**Do this**
With the images removed, repeat the data below exactly.

====== Data section

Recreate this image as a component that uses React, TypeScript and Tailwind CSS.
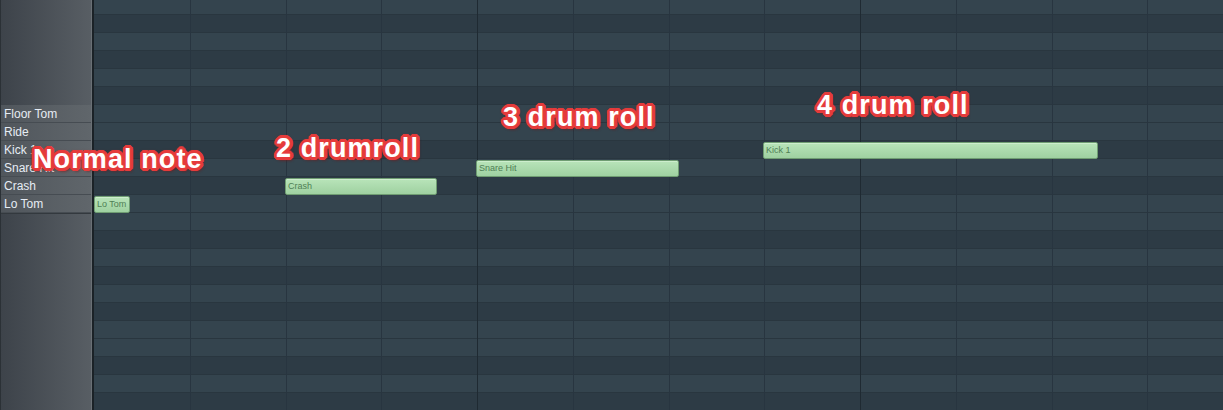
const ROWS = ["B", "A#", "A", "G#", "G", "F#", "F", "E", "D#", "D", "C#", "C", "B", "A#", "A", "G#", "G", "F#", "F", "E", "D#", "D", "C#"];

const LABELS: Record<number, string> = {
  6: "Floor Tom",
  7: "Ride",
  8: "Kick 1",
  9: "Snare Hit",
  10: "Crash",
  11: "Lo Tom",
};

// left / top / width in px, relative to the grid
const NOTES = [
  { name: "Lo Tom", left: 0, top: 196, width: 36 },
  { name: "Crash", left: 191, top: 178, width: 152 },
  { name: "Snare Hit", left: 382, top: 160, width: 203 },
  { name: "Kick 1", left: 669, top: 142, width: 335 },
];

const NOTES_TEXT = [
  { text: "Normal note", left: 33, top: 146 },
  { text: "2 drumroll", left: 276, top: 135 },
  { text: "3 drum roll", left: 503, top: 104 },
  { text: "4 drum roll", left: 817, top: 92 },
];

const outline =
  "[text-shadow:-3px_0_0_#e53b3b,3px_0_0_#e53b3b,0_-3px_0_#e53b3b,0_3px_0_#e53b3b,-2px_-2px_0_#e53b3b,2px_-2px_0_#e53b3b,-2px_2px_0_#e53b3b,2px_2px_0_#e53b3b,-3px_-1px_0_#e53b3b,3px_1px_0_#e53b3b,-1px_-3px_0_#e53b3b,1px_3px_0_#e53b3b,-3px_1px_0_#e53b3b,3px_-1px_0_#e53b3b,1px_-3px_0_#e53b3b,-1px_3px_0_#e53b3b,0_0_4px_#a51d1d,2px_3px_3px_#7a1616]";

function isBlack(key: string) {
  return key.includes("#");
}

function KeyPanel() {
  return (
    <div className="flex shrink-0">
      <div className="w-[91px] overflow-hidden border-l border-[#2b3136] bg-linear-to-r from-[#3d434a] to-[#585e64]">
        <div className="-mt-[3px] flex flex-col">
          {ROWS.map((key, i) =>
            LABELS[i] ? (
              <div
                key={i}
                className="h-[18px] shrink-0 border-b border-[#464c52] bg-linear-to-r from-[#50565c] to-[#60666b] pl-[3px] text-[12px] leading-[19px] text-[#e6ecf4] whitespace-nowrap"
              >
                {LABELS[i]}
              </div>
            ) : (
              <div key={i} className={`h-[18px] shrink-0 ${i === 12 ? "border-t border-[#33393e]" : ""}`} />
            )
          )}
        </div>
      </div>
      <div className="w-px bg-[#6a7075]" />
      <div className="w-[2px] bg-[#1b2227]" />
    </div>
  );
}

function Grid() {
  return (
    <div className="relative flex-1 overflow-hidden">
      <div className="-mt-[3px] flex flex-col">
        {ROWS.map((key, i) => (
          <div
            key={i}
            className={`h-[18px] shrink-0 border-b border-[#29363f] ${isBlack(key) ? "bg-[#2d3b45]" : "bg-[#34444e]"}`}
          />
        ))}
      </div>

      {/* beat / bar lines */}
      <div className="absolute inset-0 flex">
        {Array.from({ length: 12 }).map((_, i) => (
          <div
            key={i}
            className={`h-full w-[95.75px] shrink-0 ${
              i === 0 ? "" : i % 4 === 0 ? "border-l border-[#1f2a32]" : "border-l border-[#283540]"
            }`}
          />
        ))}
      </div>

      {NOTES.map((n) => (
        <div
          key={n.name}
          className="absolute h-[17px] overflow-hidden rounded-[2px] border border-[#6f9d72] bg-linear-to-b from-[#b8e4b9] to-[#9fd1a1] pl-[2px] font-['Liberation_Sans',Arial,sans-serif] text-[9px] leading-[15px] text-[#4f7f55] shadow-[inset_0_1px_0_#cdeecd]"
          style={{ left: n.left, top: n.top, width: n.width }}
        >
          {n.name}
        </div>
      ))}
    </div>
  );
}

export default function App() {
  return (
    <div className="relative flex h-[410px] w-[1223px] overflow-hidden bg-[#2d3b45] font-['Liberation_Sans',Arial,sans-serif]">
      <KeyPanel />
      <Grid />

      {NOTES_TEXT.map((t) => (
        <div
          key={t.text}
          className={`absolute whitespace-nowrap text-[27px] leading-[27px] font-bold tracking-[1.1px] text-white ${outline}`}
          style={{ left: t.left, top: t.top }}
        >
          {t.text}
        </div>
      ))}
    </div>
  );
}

============

**Solution below**
Recreate this image as a component that uses React, TypeScript and Tailwind CSS.
const ROWS = ["B", "A#", "A", "G#", "G", "F#", "F", "E", "D#", "D", "C#", "C", "B", "A#", "A", "G#", "G", "F#", "F", "E", "D#", "D", "C#"];

const LABELS: Record<number, string> = {
  6: "Floor Tom",
  7: "Ride",
  8: "Kick 1",
  9: "Snare Hit",
  10: "Crash",
  11: "Lo Tom",
};

// left / top / width in px, relative to the grid
const NOTES = [
  { name: "Lo Tom", left: 0, top: 196, width: 36 },
  { name: "Crash", left: 191, top: 178, width: 152 },
  { name: "Snare Hit", left: 382, top: 160, width: 203 },
  { name: "Kick 1", left: 669, top: 142, width: 335 },
];

const NOTES_TEXT = [
  { text: "Normal note", left: 33, top: 146 },
  { text: "2 drumroll", left: 276, top: 135 },
  { text: "3 drum roll", left: 503, top: 104 },
  { text: "4 drum roll", left: 817, top: 92 },
];

const outline =
  "[text-shadow:-3px_0_0_#e53b3b,3px_0_0_#e53b3b,0_-3px_0_#e53b3b,0_3px_0_#e53b3b,-2px_-2px_0_#e53b3b,2px_-2px_0_#e53b3b,-2px_2px_0_#e53b3b,2px_2px_0_#e53b3b,-3px_-1px_0_#e53b3b,3px_1px_0_#e53b3b,-1px_-3px_0_#e53b3b,1px_3px_0_#e53b3b,-3px_1px_0_#e53b3b,3px_-1px_0_#e53b3b,1px_-3px_0_#e53b3b,-1px_3px_0_#e53b3b,0_0_4px_#a51d1d,2px_3px_3px_#7a1616]";

function isBlack(key: string) {
  return key.includes("#");
}

function KeyPanel() {
  return (
    <div className="flex shrink-0">
      <div className="w-[91px] overflow-hidden border-l border-[#2b3136] bg-linear-to-r from-[#3d434a] to-[#585e64]">
        <div className="-mt-[3px] flex flex-col">
          {ROWS.map((key, i) =>
            LABELS[i] ? (
              <div
                key={i}
                className="h-[18px] shrink-0 border-b border-[#464c52] bg-linear-to-r from-[#50565c] to-[#60666b] pl-[3px] text-[12px] leading-[19px] text-[#e6ecf4] whitespace-nowrap"
              >
                {LABELS[i]}
              </div>
            ) : (
              <div key={i} className={`h-[18px] shrink-0 ${i === 12 ? "border-t border-[#33393e]" : ""}`} />
            )
          )}
        </div>
      </div>
      <div className="w-px bg-[#6a7075]" />
      <div className="w-[2px] bg-[#1b2227]" />
    </div>
  );
}

function Grid() {
  return (
    <div className="relative flex-1 overflow-hidden">
      <div className="-mt-[3px] flex flex-col">
        {ROWS.map((key, i) => (
          <div
            key={i}
            className={`h-[18px] shrink-0 border-b border-[#29363f] ${isBlack(key) ? "bg-[#2d3b45]" : "bg-[#34444e]"}`}
          />
        ))}
      </div>

      {/* beat / bar lines */}
      <div className="absolute inset-0 flex">
        {Array.from({ length: 12 }).map((_, i) => (
          <div
            key={i}
            className={`h-full w-[95.75px] shrink-0 ${
              i === 0 ? "" : i % 4 === 0 ? "border-l border-[#1f2a32]" : "border-l border-[#283540]"
            }`}
          />
        ))}
      </div>

      {NOTES.map((n) => (
        <div
          key={n.name}
          className="absolute h-[17px] overflow-hidden rounded-[2px] border border-[#6f9d72] bg-linear-to-b from-[#b8e4b9] to-[#9fd1a1] pl-[2px] font-['Liberation_Sans',Arial,sans-serif] text-[9px] leading-[15px] text-[#4f7f55] shadow-[inset_0_1px_0_#cdeecd]"
          style={{ left: n.left, top: n.top, width: n.width }}
        >
          {n.name}
        </div>
      ))}
    </div>
  );
}

export default function App() {
  return (
    <div className="relative flex h-[410px] w-[1223px] overflow-hidden bg-[#2d3b45] font-['Liberation_Sans',Arial,sans-serif]">
      <KeyPanel />
      <Grid />

      {NOTES_TEXT.map((t) => (
        <div
          key={t.text}
          className={`absolute whitespace-nowrap text-[27px] leading-[27px] font-bold tracking-[1.1px] text-white ${outline}`}
          style={{ left: t.left, top: t.top }}
        >
          {t.text}
        </div>
      ))}
    </div>
  );
}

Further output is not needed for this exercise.